Un ragionamento non molto diverso, del resto, fu fatto nel 2004 quando ad andare sul mercato fu Google. Anche la società  di Page e Brin allora registrava incassi pubblicitari crescenti ma ancora magri. Google, però, disponeva del motore di ricerca di gran lunga migliore, usato dalla grande maggioranza degli utenti di Internet. Nel lungo periodo quella scommessa ha funzionato, anche se all’inizio l’attesa esplosione del titolo non ci fu: qualche settimana dopo la quotazione si poteva ancora comprare l’azione Google al prezzo d’emissione.
Ma Google vendeva una tecnologia, un sistema di ricerca, un algoritmo.

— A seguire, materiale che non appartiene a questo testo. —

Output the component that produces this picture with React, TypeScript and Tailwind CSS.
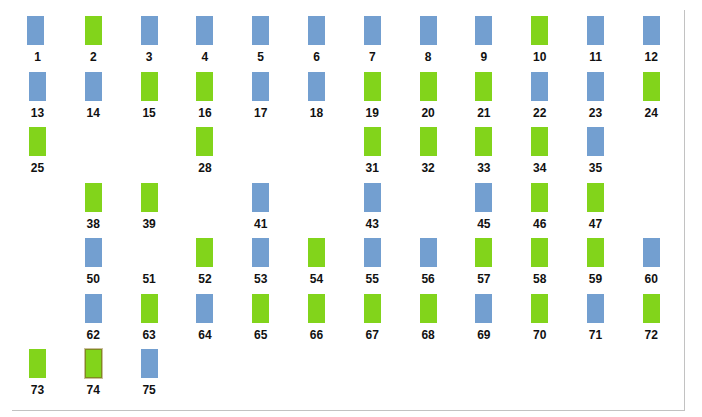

Facebook vende un sistema di socializzazione e un modo di accedere ai dati privati di tutti noi, nella speranza che imprese e inserzionisti pubblicitari attribuiscano un elevato valore a questa montagna di informazioni personali. I critici più polemici sostegno che i «fan» dell’investimento delle reti sociali versano soldi a una società  che si sta arricchendo frugando nei loro stessi cassetti per acquisire informazioni da rivendere alle imprese che vogliono costruire profili sempre più precisi dei consumatori.
E non è nemmeno detto che tanta spregiudicatezza paghi: ieri la General Motors ha annunciato che non farà  più pubblicità  su Facebook: la considera poco efficace, anche se le dichiarazioni ufficiali sono più diplomatiche.
Quello che colpisce di più, però, è che, mentre il pubblico si affolla per conquistare titoli Facebook, diversi dei grandi investitori che hanno comprato in passato pezzi della società  a trattativa privata, ora rivendono le loro quote in misura superiore a quanto stabilito finora: la banca Goldman Sachs rivenderà  la metà  del suo pacchetto (23% del capitale), mentre il «tycoon» russo Yuri Milner mette sul mercato il 40 per cento delle sue azioni: incasserà  più di 2 miliardi di dollari.